La alegría cristiana no se compra, no se impone, no se finge. Es el resplandor de un alma que vive en gracia, que sabe para qué fue creada, que ha conocido el Amor y se deja abrazar.
Por eso, el gozo del cristiano no desaparece con la muerte, sino que la atraviesa. Porque está unido al gozo eterno, al júbilo del Padre, del Hijo y del Espíritu Santo. Y si hoy vivimos tiempos oscuros, no es porque la Iglesia haya apagado su lámpara, sino porque el mundo ha cerrado los ojos.
5.Conclusión: la alegría como diagnóstico del alma
La alegría cristiana es una medida de buena salud interior. No se trata de reírse siempre, sino de tener una luz constante, aún en las sombras. El alma bien ordenada, bien amada, bien dirigida… brilla.
Por eso, si usted no está alegre, no se culpe, pero pregúntese.
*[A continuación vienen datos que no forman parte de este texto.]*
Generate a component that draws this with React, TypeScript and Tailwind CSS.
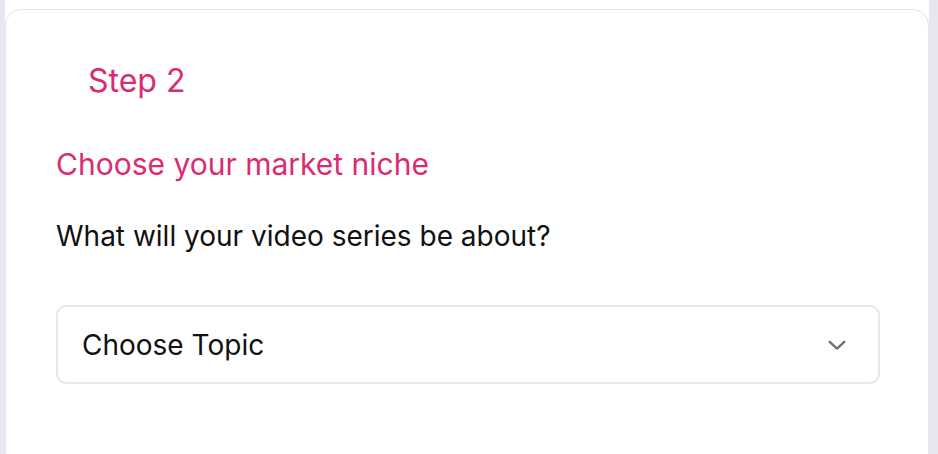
import React from "react";

export default function App() {
  return (
    <div className="flex h-[454px] w-[938px] overflow-hidden bg-white" style={{ fontFamily: "Inter, 'Noto Sans', sans-serif" }}>
      <div className="w-[5px] shrink-0 bg-[#e7e7ef]" />
      <div className="flex-1 pt-[9px]">
        <div className="h-[520px] rounded-t-[16px] border border-[#e4e4ea] bg-white pl-[50px] pr-[48px] pt-[55px]">
          <div className="pl-[32px] text-[32px] leading-[32px] text-[#da2c72]">Step 2</div>
          <div className="mt-[52px] text-[30px] leading-[30px] text-[#da2c72]">Choose your market niche</div>
          <div className="mt-[43px] text-[28px] leading-[28px] text-[#111111]">What will your video series be about?</div>
          <div className="mt-[55px] flex h-[79px] items-center justify-between rounded-[10px] border-2 border-[#e6e6ec] pl-[24px] pr-[30px]">
            <span className="text-[28px] leading-[28px] text-[#111111]">Choose Topic</span>
            <svg width="22" height="22" viewBox="0 0 24 24" fill="none" stroke="#6f6f6f" strokeWidth="2.5" strokeLinecap="round" strokeLinejoin="round">
              <path d="M4 8.5l8 7.5 8-7.5" />
            </svg>
          </div>
        </div>
      </div>
      <div className="w-[9px] shrink-0 bg-[#e7e7ef]" />
    </div>
  );
}
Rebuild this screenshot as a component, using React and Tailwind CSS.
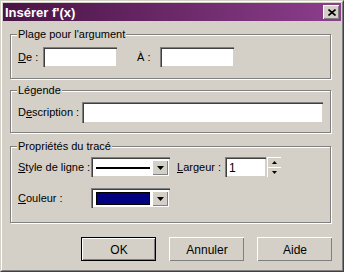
const FONT = { fontFamily: '"Liberation Sans", Arial, sans-serif' };

function Group({ title, className, children }) {
  return (
    <div
      className={`relative ml-[7px] w-[321px] border border-[#808080] shadow-[inset_1px_1px_0_#fff,1px_1px_0_#fff] ${className}`}
    >
      <span className="absolute -top-[8px] left-[6px] bg-[#d4d0c8] px-px text-[11px] leading-[14px] text-black">
        {title}
      </span>
      {children}
    </div>
  );
}

function Field({ className }) {
  return (
    <div
      className={`h-[20px] bg-white border-t border-l border-[#808080] border-r-white border-b-white shadow-[inset_1px_1px_0_#404040,inset_-1px_-1px_0_#d4d0c8] ${className}`}
    />
  );
}

function Arrow() {
  return (
    <div className="w-[16px] h-full bg-[#d4d0c8] border-t border-l border-white border-r-[#404040] border-b-[#404040] shadow-[inset_-1px_-1px_0_#808080] flex items-center justify-center">
      <svg width="7" height="4" viewBox="0 0 7 4">
        <path d="M0 0h7L3.5 4z" fill="#000" />
      </svg>
    </div>
  );
}

function Combo({ children }) {
  return (
    <div className="w-[79px] h-[20px] bg-white border-t border-l border-[#808080] border-r-white border-b-white shadow-[inset_1px_1px_0_#404040,inset_-1px_-1px_0_#d4d0c8] flex p-[2px]">
      <div className="flex-1 flex items-center px-[2px]">{children}</div>
      <Arrow />
    </div>
  );
}

function Btn({ children, primary }) {
  return (
    <div className={`w-[75px] h-[24px] ${primary ? "border border-black" : ""}`}>
      <div className="w-full h-full bg-[#d4d0c8] border-t border-l border-white border-r-[#404040] border-b-[#404040] shadow-[inset_-1px_-1px_0_#808080] flex items-center justify-center text-[12px] text-black">
        {children}
      </div>
    </div>
  );
}

export default function App() {
  return (
    <div style={FONT} className="w-[344px] h-[272px] bg-[#d4d0c8] border border-[#d4d0c8] border-r-[#404040] border-b-[#404040]">
      <div className="w-full h-full border border-white border-r-[#808080] border-b-[#808080] p-px flex flex-col">
        {/* title bar */}
        <div className="h-[18px] bg-gradient-to-r from-[#4a1446] to-[#8d3e8d] flex items-center justify-between pl-[2px] pr-[2px]">
          <span className="text-white font-bold text-[13px] leading-none">Insérer f'(x)</span>
          <div className="w-[16px] h-[14px] bg-[#d4d0c8] border-t border-l border-white border-r-[#404040] border-b-[#404040] shadow-[inset_-1px_-1px_0_#808080] flex items-center justify-center">
            <svg width="8" height="7" viewBox="0 0 8 7">
              <path d="M0.5 0.5l7 6M7.5 0.5l-7 6" stroke="#000" strokeWidth="1.6" />
            </svg>
          </div>
        </div>

        <Group title="Plage pour l'argument" className="mt-[13px] h-[45px]">
          <div className="flex items-center pl-[7px] pt-[12px] text-[11px] text-black">
            <span className="w-[25px]"><u>D</u>e :</span>
            <Field className="w-[74px]" />
            <span className="ml-[20px] w-[23px]">À :</span>
            <Field className="w-[74px]" />
          </div>
        </Group>

        <Group title="Légende" className="mt-[11px] h-[43px]">
          <div className="flex items-center pl-[7px] pt-[11px] text-[11px] text-black">
            <span className="w-[64px]">D<u>e</u>scription :</span>
            <Field className="w-[241px] h-[21px]" />
          </div>
        </Group>

        <Group title="Propriétés du tracé" className="mt-[13px] h-[77px]">
          <div className="pl-[7px] pt-[10px] text-[11px] text-black flex flex-col gap-[11px]">
            <div className="flex items-center">
              <span className="w-[73px]"><u>S</u>tyle de ligne :</span>
              <Combo>
                <div className="w-full h-[2px] bg-black" />
              </Combo>
              <span className="ml-[7px] w-[48px]"><u>L</u>argeur :</span>
              <div className="w-[41px] h-[20px] bg-white border-t border-l border-[#808080] border-r-white border-b-white shadow-[inset_1px_1px_0_#404040,inset_-1px_-1px_0_#d4d0c8] flex items-center pl-[3px] text-[12px]">
                1
              </div>
              <div className="ml-px w-[14px] h-[20px] flex flex-col">
                <div className="h-[10px] bg-[#d4d0c8] border-t border-l border-white border-r-[#404040] border-b-[#404040] flex items-center justify-center">
                  <svg width="5" height="3" viewBox="0 0 5 3"><path d="M2.5 0L5 3H0z" fill="#000" /></svg>
                </div>
                <div className="h-[10px] bg-[#d4d0c8] border-t border-l border-white border-r-[#404040] border-b-[#404040] flex items-center justify-center">
                  <svg width="5" height="3" viewBox="0 0 5 3"><path d="M0 0h5L2.5 3z" fill="#000" /></svg>
                </div>
              </div>
            </div>
            <div className="flex items-center">
              <span className="w-[73px]"><u>C</u>ouleur :</span>
              <Combo>
                <div className="w-full h-[13px] bg-[#000080] border border-black" />
              </Combo>
            </div>
          </div>
        </Group>

        <div className="mt-[14px] flex pl-[78px] gap-[13px]">
          <Btn primary>OK</Btn>
          <Btn>Annuler</Btn>
          <Btn>Aide</Btn>
        </div>
      </div>
    </div>
  );
}
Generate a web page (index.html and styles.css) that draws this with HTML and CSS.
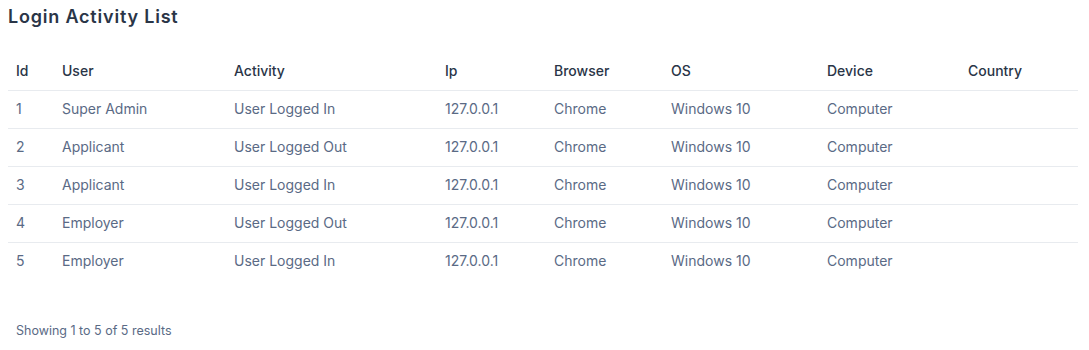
FILE: index.html
```html
<!DOCTYPE html>
<html>
<head>
<meta charset="utf-8">
<link rel="stylesheet" href="styles.css">
</head>
<body>
<div class="card">
  <h2 class="title">Login Activity List</h2>
  <table class="list">
    <colgroup>
      <col class="c-id"><col class="c-user"><col class="c-act"><col class="c-ip"><col class="c-br"><col class="c-os"><col class="c-dev"><col class="c-cty">
    </colgroup>
    <thead>
      <tr><th>Id</th><th>User</th><th>Activity</th><th>Ip</th><th>Browser</th><th>OS</th><th>Device</th><th>Country</th></tr>
    </thead>
    <tbody>
      <tr><td>1</td><td>Super Admin</td><td>User Logged In</td><td>127.0.0.1</td><td>Chrome</td><td>Windows 10</td><td>Computer</td><td></td></tr>
      <tr><td>2</td><td>Applicant</td><td>User Logged Out</td><td>127.0.0.1</td><td>Chrome</td><td>Windows 10</td><td>Computer</td><td></td></tr>
      <tr><td>3</td><td>Applicant</td><td>User Logged In</td><td>127.0.0.1</td><td>Chrome</td><td>Windows 10</td><td>Computer</td><td></td></tr>
      <tr><td>4</td><td>Employer</td><td>User Logged Out</td><td>127.0.0.1</td><td>Chrome</td><td>Windows 10</td><td>Computer</td><td></td></tr>
      <tr class="last"><td>5</td><td>Employer</td><td>User Logged In</td><td>127.0.0.1</td><td>Chrome</td><td>Windows 10</td><td>Computer</td><td></td></tr>
    </tbody>
  </table>
  <p class="summary">Showing 1 to 5 of 5 results</p>
</div>
</body>
</html>
```
FILE: styles.css
```css
html, body { margin: 0; padding: 0; background: #fff; }
body { font-family: "Inter", "Open Sans", sans-serif; }
.card { padding: 0 11px 0 8px; }
.title {
  margin: 0;
  padding-top: 6px;
  height: 48px;
  box-sizing: border-box;
  font-size: 18px;
  font-weight: 600;
  color: #2a3547;
  letter-spacing: 0.8px;
  line-height: 22px;
}
.list {
  width: 1070px;
  border-collapse: collapse;
  table-layout: fixed;
  font-size: 14px;
}
.c-id { width: 46px; }
.c-user { width: 172px; }
.c-act { width: 211px; }
.c-ip { width: 109px; }
.c-br { width: 117px; }
.c-os { width: 156px; }
.c-dev { width: 141px; }
.c-cty { width: 118px; }
.list th {
  text-align: left;
  font-weight: 500;
  color: #2a3547;
  padding: 2px 8px 0;
  height: 40px;
  border-bottom: 1px solid #e8ebef;
}
.list td {
  color: #5a6a85;
  padding: 0 8px 2px;
  height: 35px;
  border-bottom: 1px solid #e8ebef;
}
.list tr.last td { border-bottom: none; }
.summary {
  margin: 0;
  padding: 43px 0 0 8px;
  font-size: 12.5px;
  color: #5a6a85;
}
```
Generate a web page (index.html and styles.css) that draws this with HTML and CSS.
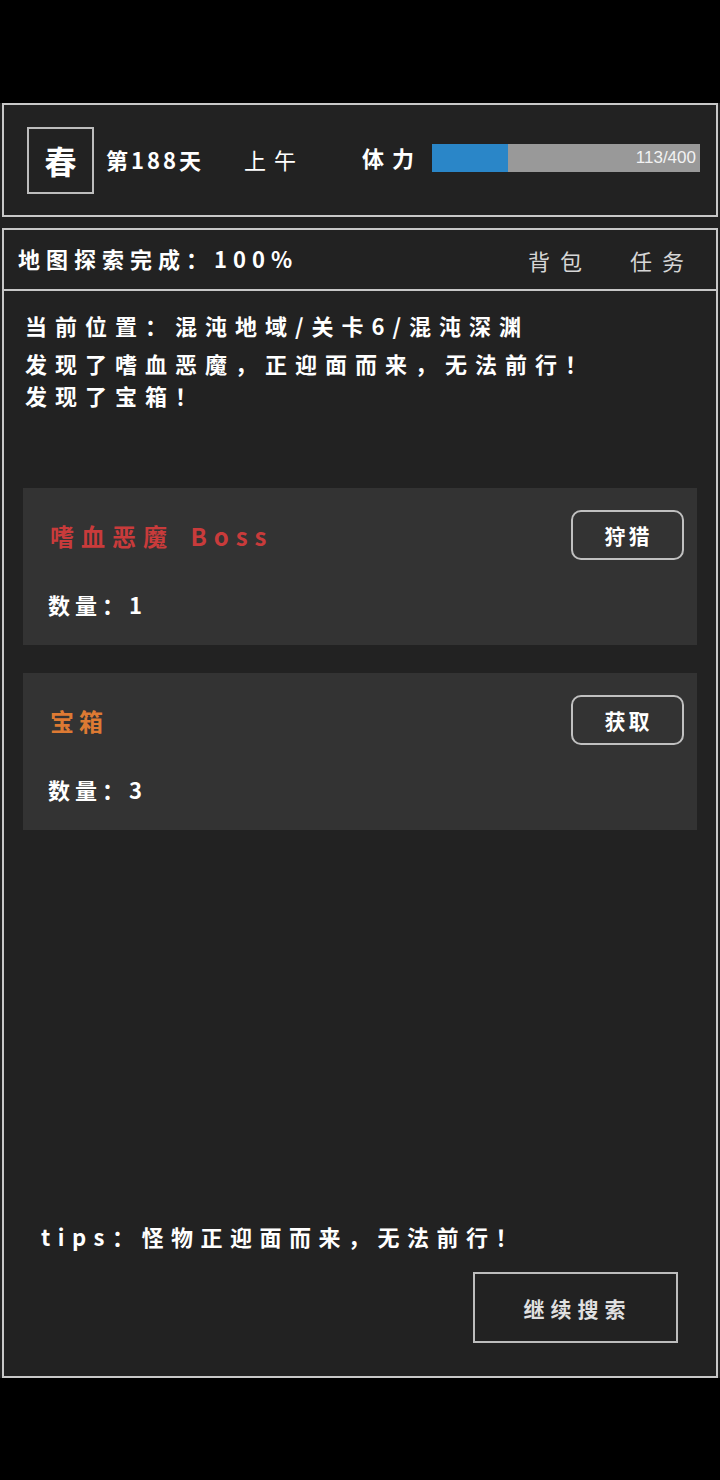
FILE: index.html
```html
<!DOCTYPE html>
<html lang="zh-CN">
<head>
  <meta charset="UTF-8">
  <meta name="viewport" content="width=device-width, initial-scale=1.0">
  <title>探索</title>
  <link rel="stylesheet" href="styles.css">
</head>
<body>

<div id="app">
  <!-- Status bar -->
  <div id="status-box">
    <div id="season">春</div>
    <div id="day">第188天</div>
    <div id="time">上午</div>
    <div id="stamina-label">体力</div>
    <div id="stamina-bar">
      <div id="stamina-fill" style="width: 28.25%;"></div>
      <span id="stamina-text">113/400</span>
    </div>
  </div>

  <!-- Map progress -->
  <div id="map-box">
    <div id="map-progress">地图探索完成：100%</div>
    <div id="map-links">
      <span>背包</span>
      <span>任务</span>
    </div>
  </div>

  <!-- Main panel -->
  <div id="main-panel">
    <div id="log">
      <div class="log-line first">当前位置：混沌地域/关卡6/混沌深渊</div>
      <div class="log-line">发现了嗜血恶魔，正迎面而来，无法前行！</div>
      <div class="log-line">发现了宝箱！</div>
    </div>

    <div class="card">
      <div class="card-head">
        <div class="card-title boss">嗜血恶魔 Boss</div>
        <button class="card-button">狩猎</button>
      </div>
      <div class="card-count">数量：1</div>
    </div>

    <div class="card">
      <div class="card-head">
        <div class="card-title chest">宝箱</div>
        <button class="card-button">获取</button>
      </div>
      <div class="card-count">数量：3</div>
    </div>

    <div id="tips">tips：怪物正迎面而来，无法前行！</div>
    <button id="continue-button">继续搜索</button>
  </div>
</div>

</body>
</html>
```

FILE: styles.css
```css
body {
  margin: 0;
  background-color: #000;
  font-family: "Noto Sans CJK SC", "Liberation Sans", sans-serif;
  color: #fff;
}

#app {
  margin-top: 103px;
  height: 1275px;
  background-color: #222;
  display: flex;
  flex-direction: column;
  box-sizing: border-box;
  padding: 0 2px;
}

#status-box {
  height: 114px;
  box-sizing: border-box;
  border: 2px solid #c8c8c8;
  display: flex;
  align-items: center;
  padding-left: 23px;
}

#season {
  width: 67px;
  height: 67px;
  box-sizing: border-box;
  border: 2px solid #bdbdbd;
  display: flex;
  justify-content: center;
  align-items: center;
  font-size: 32px;
  font-weight: bold;
}

#day {
  font-size: 22px;
  font-weight: bold;
  letter-spacing: 3px;
  margin-left: 12px;
  margin-top: -3px;
}

#time {
  font-size: 22px;
  margin-left: 40px;
  margin-top: -3px;
  letter-spacing: 8px;
}

#stamina-label {
  font-size: 22px;
  font-weight: bold;
  letter-spacing: 8px;
  margin-left: 58px;
  margin-top: -6px;
}

#stamina-bar {
  position: relative;
  width: 268px;
  height: 28px;
  margin-left: 10px;
  margin-top: -4px;
  background-color: #999;
}

#stamina-fill {
  height: 100%;
  background-color: #2a86c8;
}

#stamina-text {
  position: absolute;
  right: 4px;
  top: 0;
  line-height: 28px;
  font-family: "Liberation Sans", sans-serif;
  font-size: 17px;
  color: #f2f2f2;
}

#map-box {
  margin-top: 11px;
  height: 61px;
  box-sizing: border-box;
  border: 2px solid #c8c8c8;
  border-bottom: none;
  display: flex;
  align-items: center;
  justify-content: space-between;
  padding: 0 22px 0 14px;
}

#map-progress {
  font-size: 22px;
  font-weight: bold;
  letter-spacing: 6px;
  margin-top: -4px;
}

#map-links {
  display: flex;
  gap: 38px;
  font-size: 22px;
  color: #d6d6d6;
  letter-spacing: 10px;
}

#main-panel {
  flex: 1;
  border: 2px solid #c8c8c8;
  display: flex;
  flex-direction: column;
  padding: 0 19px 33px 19px;
}

#log {
  margin-top: 18px;
  margin-left: 2px;
}

.log-line {
  font-size: 22px;
  font-weight: bold;
  letter-spacing: 8px;
  line-height: 32px;
}

.log-line.first {
  margin-bottom: 6px;
}

.card {
  background-color: #333;
  margin-top: 28px;
  padding: 22px 13px 29px 27px;
}

#log + .card {
  margin-top: 77px;
}

.card-head {
  display: flex;
  justify-content: space-between;
  align-items: center;
}

.card-title {
  font-size: 24px;
  font-weight: bold;
  letter-spacing: 7px;
}

.card-title.boss {
  color: #c93b3b;
  word-spacing: 4px;
}

.card-title.chest {
  color: #dd7a33;
  letter-spacing: 5px;
}

.card-button {
  width: 113px;
  height: 50px;
  box-sizing: border-box;
  border: 2px solid #c0c0c0;
  border-radius: 10px;
  background-color: transparent;
  color: #fff;
  font-family: "Noto Sans CJK SC", sans-serif;
  font-size: 21px;
  font-weight: bold;
  letter-spacing: 3px;
  padding-left: 8px;
}

.card-count {
  margin-top: 32px;
  font-size: 22px;
  font-weight: bold;
  line-height: 24px;
  letter-spacing: 5px;
  margin-left: -2px;
}

#tips {
  margin-top: auto;
  margin-left: 18px;
  font-size: 22px;
  font-weight: bold;
  letter-spacing: 7.5px;
}

#continue-button {
  align-self: flex-end;
  margin-top: 20px;
  margin-right: 19px;
  width: 205px;
  height: 71px;
  box-sizing: border-box;
  border: 2px solid #bdbdbd;
  background-color: transparent;
  color: #e0e0e0;
  font-family: "Noto Sans CJK SC", sans-serif;
  font-size: 21px;
  font-weight: bold;
  letter-spacing: 6px;
  padding-left: 10px;
}
```
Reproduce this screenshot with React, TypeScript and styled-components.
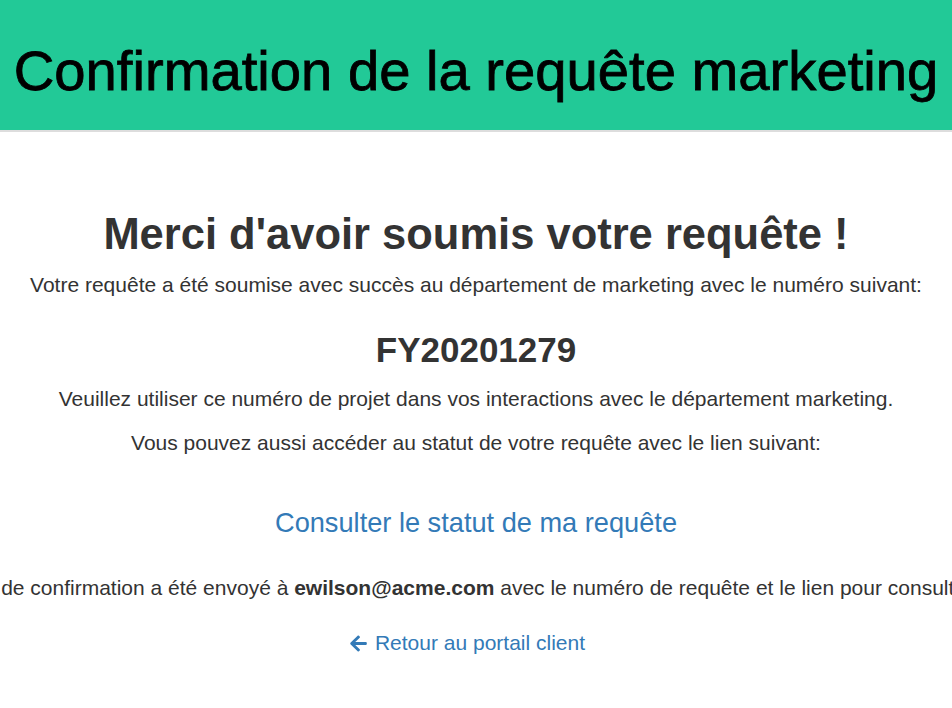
import React from "react";
import styled, { createGlobalStyle } from "styled-components";
import { FaArrowLeft } from "react-icons/fa";

const Global = createGlobalStyle`
  html, body { margin: 0; padding: 0; background: #fff; }
  body {
    font-family: "Liberation Sans", Arial, Helvetica, sans-serif;
    color: #333;
    overflow: hidden;
  }
`;

const Page = styled.div`
  width: 952px;
  overflow: hidden;
`;

const Header = styled.header`
  box-sizing: border-box;
  height: 132px;
  padding-top: 11px;
  background: #22c997;
  border-bottom: 2px solid #dddddd;
  display: flex;
  align-items: center;
  justify-content: center;
`;

const Title = styled.h1`
  margin: 0;
  font-size: 56.2px;
  font-weight: 400;
  color: #000;
  white-space: nowrap;
  -webkit-text-stroke: 0.8px #000;
`;

const Main = styled.main`
  display: flex;
  flex-direction: column;
  align-items: center;
  padding-top: 76px;
`;

const Thanks = styled.h2`
  margin: 0;
  font-size: 43.5px;
  font-weight: 700;
  color: #333;
  line-height: 52px;
  white-space: nowrap;
`;

const Line = styled.p<{ $top: number }>`
  margin: ${(p) => p.$top}px 0 0;
  font-size: 21px;
  line-height: 26px;
  color: #333;
  white-space: nowrap;
  display: flex;
  justify-content: center;
  width: 100%;
`;

const Code = styled.div`
  margin-top: 32px;
  font-size: 35px;
  font-weight: 700;
  line-height: 40px;
  color: #333;
`;

const StatusLink = styled.a`
  margin-top: 51px;
  font-size: 27.2px;
  line-height: 32px;
  color: #337ab7;
  text-decoration: none;
`;

const BackLink = styled.a`
  margin-top: 29px;
  padding-right: 18px;
  font-size: 21px;
  line-height: 26px;
  color: #337ab7;
  text-decoration: none;
  display: flex;
  align-items: center;
  gap: 7px;
`;

export default function App() {
  return (
    <Page>
      <Global />
      <Header>
        <Title>Confirmation de la requête marketing</Title>
      </Header>
      <Main>
        <Thanks>Merci d'avoir soumis votre requête !</Thanks>
        <Line $top={12}>
          <span>Votre requête a été soumise avec succès au département de marketing avec le numéro suivant:</span>
        </Line>
        <Code>FY20201279</Code>
        <Line $top={16}>
          <span>Veuillez utiliser ce numéro de projet dans vos interactions avec le département marketing.</span>
        </Line>
        <Line $top={18}>
          <span>Vous pouvez aussi accéder au statut de votre requête avec le lien suivant:</span>
        </Line>
        <StatusLink href="#">Consulter le statut de ma requête</StatusLink>
        <Line $top={36}>
          <span>
            Un courriel de confirmation a été envoyé à <b>ewilson@acme.com</b> avec le numéro de requête et le lien pour consulter le statut.
          </span>
        </Line>
        <BackLink href="#">
          <FaArrowLeft size={19} />
          Retour au portail client
        </BackLink>
      </Main>
    </Page>
  );
}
Haga examen, no de conciencia moral, sino de conciencia ontológica:
—¿Vive en gracia?
—¿Ama la verdad?
—¿Se deja amar por Dios?
Y si al fondo de su alma descubre una chispa… ¡avive el fuego! Porque esa chispa es el Espíritu, que da testimonio de que la verdad no oprime, sino libera; que el bien no encadena, sino exulta; y que la virtud no marchita, sino canta.
Porque, al final, lo sabemos todos:
Un santo triste es un triste santo.
Cante, pues. Aunque sea solo. Aunque sea herido. Aunque el mundo no entienda.
Porque el que tiene la verdad, tiene alegría,
y el que tiene alegría… ya ha empezado a resucitar.